Isabel sabe que é preciso “abdicar de uma série de coisas” para treinar no ritmo exigido pela seleção, mas não abre mão de outra “série de coisas” que gosta de fazer. Tanto que, se a concentração para o Campeonato Mundial tivesse sido fora do Rio, não estaria na equipe.
“Estou há 10 anos na seleção e passei por muitas experiências. Queria descobrir qual era a minha. Agora já sei. Não critico quem age diferente, porque eu mesma já abandonei tudo pelo vôlei. Em 84 mesmo, para as Olimpíadas, fiquei meses naquela concentração do CTA, em São José dos Campos. Agora, não. Eu adoro jogar, mas também adoro meus filhos, meu marido, meus amigos, minha cidade. Como a seleção treinou no Rio, eu tive a possibilidade de viver essas relações, que estão todas fora do esporte. Se a concentração tivesse sido em outro lugar, eu não iria porque não poderia treinar feliz, e então ia render nada”.
Isabel se sente à vontade para falar que joga por prazer: em todo o grupo, é a única que está sem contrato – e, pelas contas que fez, “dá para viver até o fim do ano”. Recebeu, como todas as colegas da equipe, uma ajuda de custo da Confederação, mas gastou o dinheiro nas duas viagens diárias de sua casa, no Jardim Botânico, até o Floresta Country Clube, em Jacarepaguá.
“A seleção significou até uma despesa para mim. Portanto, se estou nela é porque quero. É claro que discordo de várias coisas, mas sou capaz de conviver nesse esquema e acredito no trabalho que está sendo feito”.
Ela não define as “várias coisas” de que discorda. Prefere uma crítica mais ampla à regra existente no esporte em geral: o culto ao “bom-moço”.
“O que eu quero está bem claro: jogar. Só. Não acho que para isso precise vender uma imagem de boa-moça, ou de muito doida, ou de marginal. E temo que esse modelo leve à perda de vários talentos, que simplesmente se afastem do esporte por não se adaptarem à estrutura. Porque, na verdade, o esporte obedece a uma estrutura que não se pretende diferente, e eu já não tenho esperança de mudanças nesse aspecto”.

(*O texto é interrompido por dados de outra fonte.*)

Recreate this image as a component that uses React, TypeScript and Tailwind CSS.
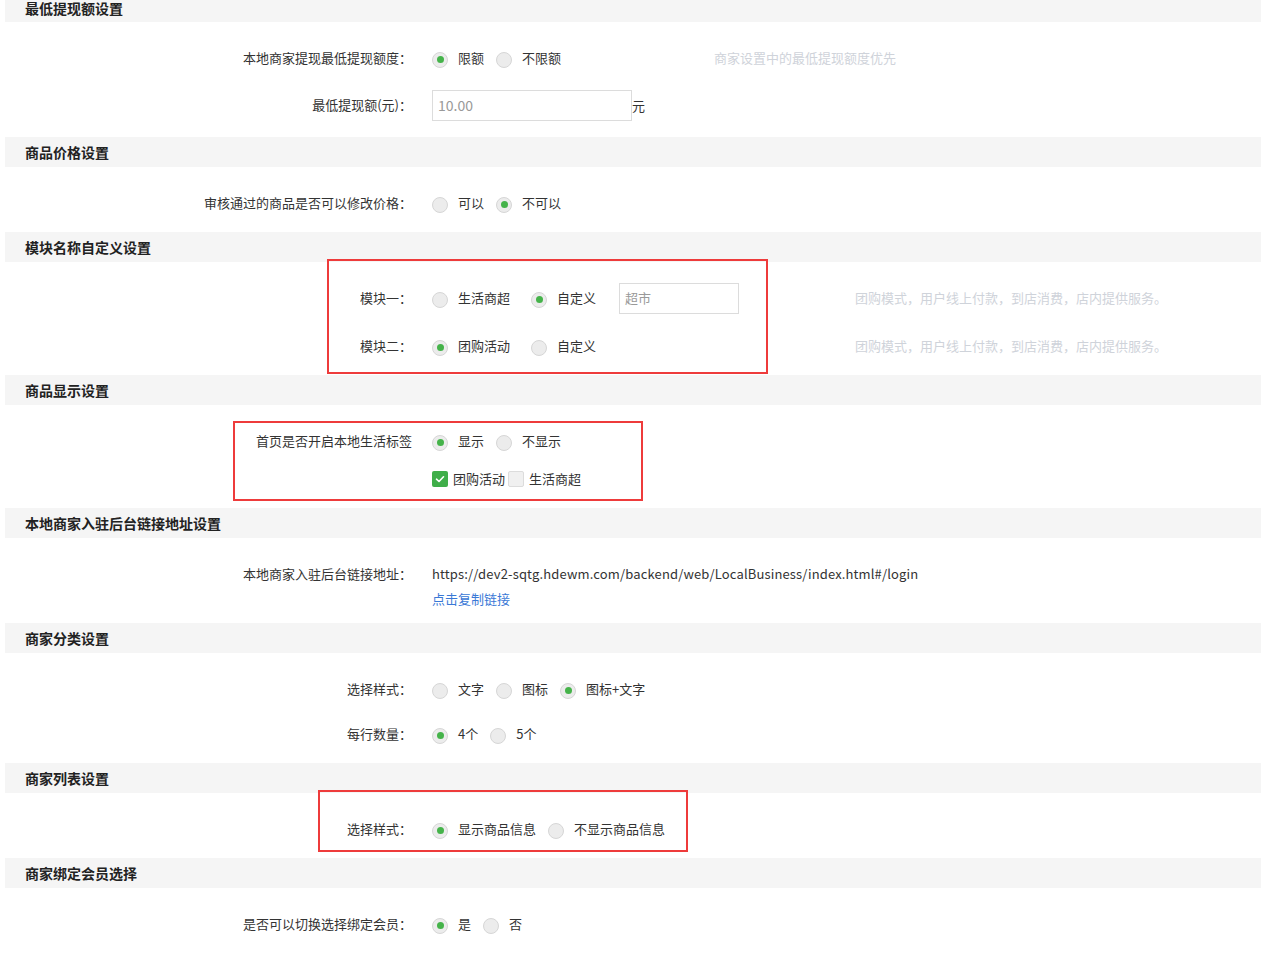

Isabel diz que não preocupa nem um pouco em ter uma “boa imagem”, mas também não pretende ser um exemplo de nada. As consequências que o status de “musa” trazem não deixam de incomodar.

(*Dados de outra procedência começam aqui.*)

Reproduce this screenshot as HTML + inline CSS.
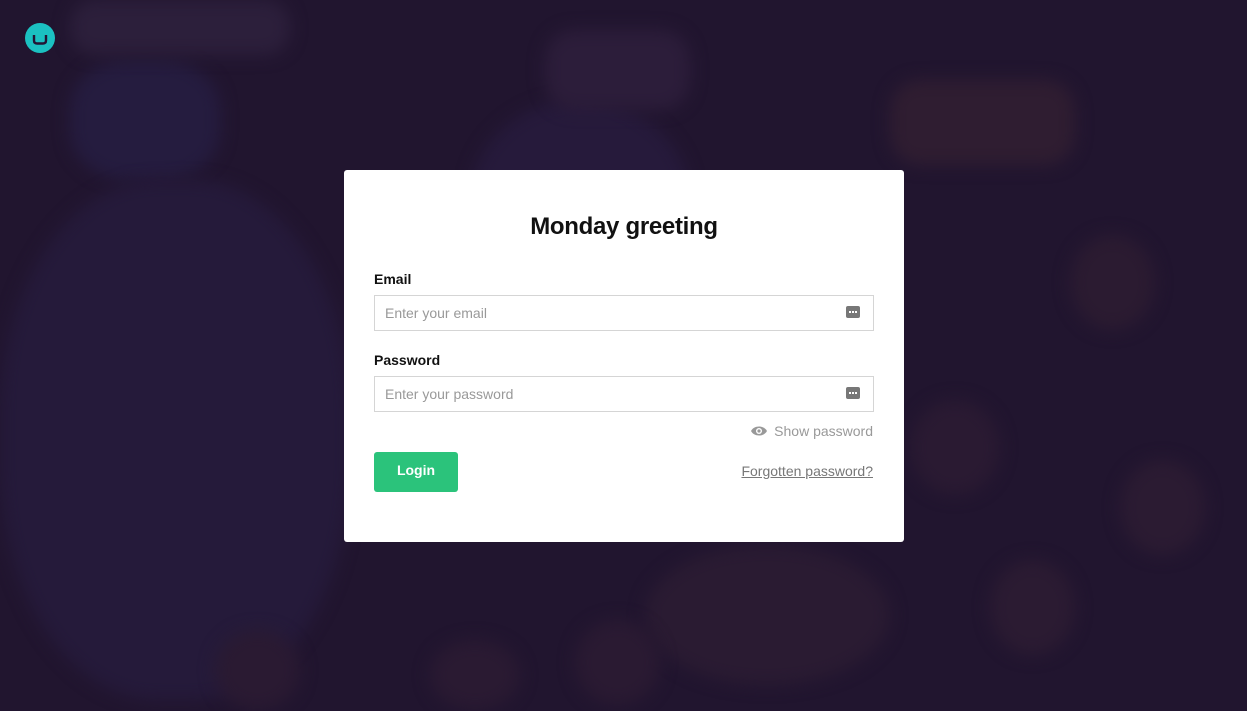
<!DOCTYPE html>
<html><head><meta charset="utf-8"><style>
html,body{margin:0;padding:0;width:1247px;height:711px;overflow:hidden;font-family:"Liberation Sans",sans-serif}
body{background:#21152f;position:relative}
.blob{position:absolute;border-radius:50%;filter:blur(8px)}
.card{position:absolute;left:344px;top:170px;width:560px;height:372px;background:#fff;border-radius:3px}
h1{position:absolute;left:0;right:0;top:43px;margin:0;text-align:center;font-size:24px;font-weight:bold;color:#111;letter-spacing:-0.3px}
.lbl{position:absolute;left:30px;font-size:14px;font-weight:bold;color:#111}
.inp{position:absolute;left:30px;width:498px;height:34px;border:1px solid #d5d5d5;font-size:14px;color:#999;line-height:34px;text-indent:10px}
.key{position:absolute;right:13px;top:10px;width:14px;height:12px;background:#777;border-radius:2px}
.key i{position:absolute;top:5px;width:2px;height:2px;background:#fff}
.show{position:absolute;right:31px;top:253px;font-size:14px;color:#999}
.btn{position:absolute;left:30px;top:282px;width:84px;height:40px;background:#2bc37b;color:#fff;font-size:14px;font-weight:bold;text-align:center;line-height:37px;border-radius:3px}
.fp{position:absolute;right:31px;top:293px;font-size:14px;color:#777;text-decoration:underline}
</style></head><body>
<div class="blob" style="left:70px;top:60px;width:150px;height:120px;background:#251c3f;border-radius:40%"></div>
<div class="blob" style="left:0;top:180px;width:350px;height:520px;background:#251a3a;border-radius:45%"></div>
<div class="blob" style="left:470px;top:100px;width:220px;height:200px;background:#261a3b"></div>
<div class="blob" style="left:545px;top:30px;width:145px;height:80px;background:#2c1d3a;border-radius:30px"></div>
<div class="blob" style="left:70px;top:0;width:220px;height:55px;background:#2c1f3b;border-radius:25px"></div>
<div class="blob" style="left:890px;top:80px;width:185px;height:85px;background:#2f1d31;border-radius:30px"></div>
<div class="blob" style="left:1070px;top:235px;width:85px;height:95px;background:#2b1b31"></div>
<div class="blob" style="left:910px;top:400px;width:90px;height:95px;background:#2a1a32"></div>
<div class="blob" style="left:1120px;top:460px;width:85px;height:95px;background:#2b1b32"></div>
<div class="blob" style="left:990px;top:560px;width:85px;height:95px;background:#2b1b32"></div>
<div class="blob" style="left:645px;top:545px;width:245px;height:140px;background:#2a1b32"></div>
<div class="blob" style="left:215px;top:630px;width:85px;height:80px;background:#2a1a32"></div>
<div class="blob" style="left:430px;top:640px;width:90px;height:70px;background:#2a1a32"></div>
<div class="blob" style="left:575px;top:620px;width:85px;height:85px;background:#2a1a32"></div>
<svg style="position:absolute;left:25px;top:23px" width="30" height="30" viewBox="0 0 30 30"><circle cx="15" cy="15" r="15" fill="#1bc1c1"/><path d="M9 12v5.5c0 2 1 3 3 3h6c2 0 3-1 3-3V12" fill="none" stroke="#231634" stroke-width="2.4"/></svg>
<div class="card">
<h1>Monday greeting</h1>
<div class="lbl" style="top:101px">Email</div>
<div class="inp" style="top:125px">Enter your email<div class="key"><i style="left:3px"></i><i style="left:6px"></i><i style="left:9px"></i></div></div>
<div class="lbl" style="top:182px">Password</div>
<div class="inp" style="top:206px">Enter your password<div class="key"><i style="left:3px"></i><i style="left:6px"></i><i style="left:9px"></i></div></div>
<div class="show"><svg width="18" height="12" viewBox="0 0 18 12" style="vertical-align:-1px;margin-right:6px"><path d="M1 6C4 0 14 0 17 6C14 12 4 12 1 6Z" fill="#999"/><circle cx="9" cy="6" r="3" fill="#fff"/><circle cx="9" cy="6" r="1.6" fill="#999"/></svg>Show password</div>
<div class="btn">Login</div>
<div class="fp">Forgotten password?</div>
</div>
</body></html>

“Ninguém é ‘musa’ porque quer. Esse destaque que uma ou outra jogadora passou a ter, de uns anos pra cá, foi muito importante para a popularização do vôlei. E nada disso tira a importância do coletivo”.

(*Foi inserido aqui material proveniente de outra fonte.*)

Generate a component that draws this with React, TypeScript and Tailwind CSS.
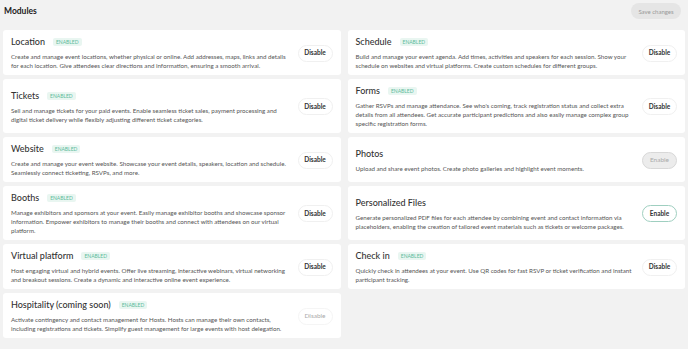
import React from 'react';

type Module = {
  title: string;
  description: string;
  enabled: boolean;
  action: 'disable' | 'disable-muted' | 'enable' | 'enable-muted';
};

const modules: Module[] = [
  {
    title: 'Location',
    description:
      'Create and manage event locations, whether physical or online. Add addresses, maps, links and details for each location. Give attendees clear directions and information, ensuring a smooth arrival.',
    enabled: true,
    action: 'disable',
  },
  {
    title: 'Schedule',
    description:
      'Build and manage your event agenda. Add times, activities and speakers for each session. Show your schedule on websites and virtual platforms. Create custom schedules for different groups.',
    enabled: true,
    action: 'disable',
  },
  {
    title: 'Tickets',
    description:
      'Sell and manage tickets for your paid events. Enable seamless ticket sales, payment processing and digital ticket delivery while flexibly adjusting different ticket categories.',
    enabled: true,
    action: 'disable',
  },
  {
    title: 'Forms',
    description:
      "Gather RSVPs and manage attendance. See who's coming, track registration status and collect extra details from all attendees. Get accurate participant predictions and also easily manage complex group specific registration forms.",
    enabled: true,
    action: 'disable',
  },
  {
    title: 'Website',
    description:
      'Create and manage your event website. Showcase your event details, speakers, location and schedule. Seamlessly connect ticketing, RSVPs, and more.',
    enabled: true,
    action: 'disable',
  },
  {
    title: 'Photos',
    description: 'Upload and share event photos. Create photo galleries and highlight event moments.',
    enabled: false,
    action: 'enable-muted',
  },
  {
    title: 'Booths',
    description:
      'Manage exhibitors and sponsors at your event. Easily manage exhibitor booths and showcase sponsor information. Empower exhibitors to manage their booths and connect with attendees on our virtual platform.',
    enabled: true,
    action: 'disable',
  },
  {
    title: 'Personalized Files',
    description:
      'Generate personalized PDF files for each attendee by combining event and contact information via placeholders, enabling the creation of tailored event materials such as tickets or welcome packages.',
    enabled: false,
    action: 'enable',
  },
  {
    title: 'Virtual platform',
    description:
      'Host engaging virtual and hybrid events. Offer live streaming, interactive webinars, virtual networking and breakout sessions. Create a dynamic and interactive online event experience.',
    enabled: true,
    action: 'disable',
  },
  {
    title: 'Check in',
    description:
      'Quickly check in attendees at your event. Use QR codes for fast RSVP or ticket verification and instant participant tracking.',
    enabled: true,
    action: 'disable',
  },
  {
    title: 'Hospitality (coming soon)',
    description:
      'Activate contingency and contact management for Hosts. Hosts can manage their own contacts, including registrations and tickets. Simplify guest management for large events with host delegation.',
    enabled: true,
    action: 'disable-muted',
  },
];

const ActionButton: React.FC<{ action: Module['action'] }> = ({ action }) => {
  if (action === 'disable') {
    return (
      <button className="h-[17px] w-[35px] shrink-0 rounded-full border border-[#f0f0f0] bg-white text-[6.5px] font-bold text-[#333]">
        Disable
      </button>
    );
  }
  if (action === 'disable-muted') {
    return (
      <button className="h-[17px] w-[35px] shrink-0 rounded-full border border-[#f5f5f5] bg-white text-[6.5px] text-[#aaa]">
        Disable
      </button>
    );
  }
  if (action === 'enable') {
    return (
      <button className="h-[17px] w-[35px] shrink-0 rounded-full border border-[#9fcfc0] bg-white text-[6.5px] font-bold text-[#333]">
        Enable
      </button>
    );
  }
  return (
    <button className="h-[17px] w-[35px] shrink-0 rounded-full border border-[#d8d8d8] bg-[#ececec] text-[6.5px] text-[#aaa]">
      Enable
    </button>
  );
};

const ModuleCard: React.FC<{ module: Module }> = ({ module }) => (
  <div className="flex items-center gap-[3px] rounded-[3px] bg-white px-[8px] pt-[6px] pb-[5px]">
    <div className="min-w-0 flex-1">
      <div className="flex h-[12px] items-center gap-[8px]">
        <span className="text-[9px] font-medium text-[#333]">{module.title}</span>
        {module.enabled && (
          <span className="rounded-[2px] bg-[#e9f6f1] px-[3px] text-[5px] leading-[8px] text-[#5bbb9b]">
            ENABLED
          </span>
        )}
      </div>
      <p className="mt-[4px] text-[6.2px] leading-[9px] text-[#555]">{module.description}</p>
    </div>
    <ActionButton action={module.action} />
  </div>
);

export default function App() {
  return (
    <div
      className="min-h-[349px] w-[688px] bg-[#f2f2f2] px-[3px]"
      style={{ fontFamily: 'Lato, "Noto Sans", sans-serif' }}
    >
      <div className="flex h-[30px] items-start justify-between">
        <h1 className="pl-[1px] pt-[5px] text-[8.5px] font-bold text-[#222]">Modules</h1>
        <button className="mt-[3px] mr-[4px] h-[16px] w-[50px] rounded-full bg-[#e5e5e5] text-[6px] text-[#999]">
          Save changes
        </button>
      </div>
      <div className="grid grid-cols-2 gap-x-[7px] gap-y-[4px]">
        {modules.map((m) => (
          <ModuleCard key={m.title} module={m} />
        ))}
      </div>
    </div>
  );
}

Mas como é que alguém que admite não gostar muito da ideia de “ordem” e se declara incompetente para realizar qualquer coisa sem emoção consegue conviver com um sistema que, antes de tudo, privilegia a disciplina e tende a controlar a paixão para extrair do atleta o máximo de eficiência? A resposta começa com um gesto amplo e vago. Depois, um longo suspiro. Finalmente, as palavras:
“Você acha o quê? Eu me questiono o tempo todo, volta e meia me pergunto, o que eu estou fazendo aqui? Porque é meio louca essa coisa de ficar batendo numa bola um milhão de vezes, e querer bater mais forte porque uma cubana ou uma chinesa batem mais ainda. Mas essencialmente eu gosto de estar na quadra, o vôlei tem uma plasticidade que é linda. E, por mais que ponham tecnologia, por mais que a técnica seja necessária, eu vou sempre jogar com paixão”.
Mas há mais uma coisa que a move. Durante os Jogos Olímpicos de Los Angeles, Isabel deu uma declaração que define seu objetivo: queria ter uma espécie de documento para mostrar. Não o fetiche da medalha – pois, embora possa parecer estranho, as medalhas que ganhou estão espalhadas pelas casas dos parentes, e ela também não costuma guardar recortes de jornal. Não é muito simples explicar:
“Eu quero me propor a uma coisa e conseguir. Por exemplo, nesse Mundial, todo mundo está esperando um bom resultado, o que será ótimo, mas eu acredito até numa medalha. Então, eu vou dar cambalhota se a gente chegar às semifinais, mas subir num pódio é… entende? Ao mesmo tempo eu sei que vou dizer depois: e daí? Daí não sei, eu atingi aquele objetivo, e a vida continua”.
São esses momentos mágicos que valem a pena. Há alguns anos, Isabel dizia gostar “daquele espaço da quadra, do público, daquela coisa de palco”. Hoje, aos 26 anos, com três filhos e vários outros interesses e necessidades, continua a dizer que ainda gosta muito de jogar. A explicação é difícil porque, além da fama – e do dinheiro que ela pode render -, existe a magia do esporte. E a magia, quem pode explicar?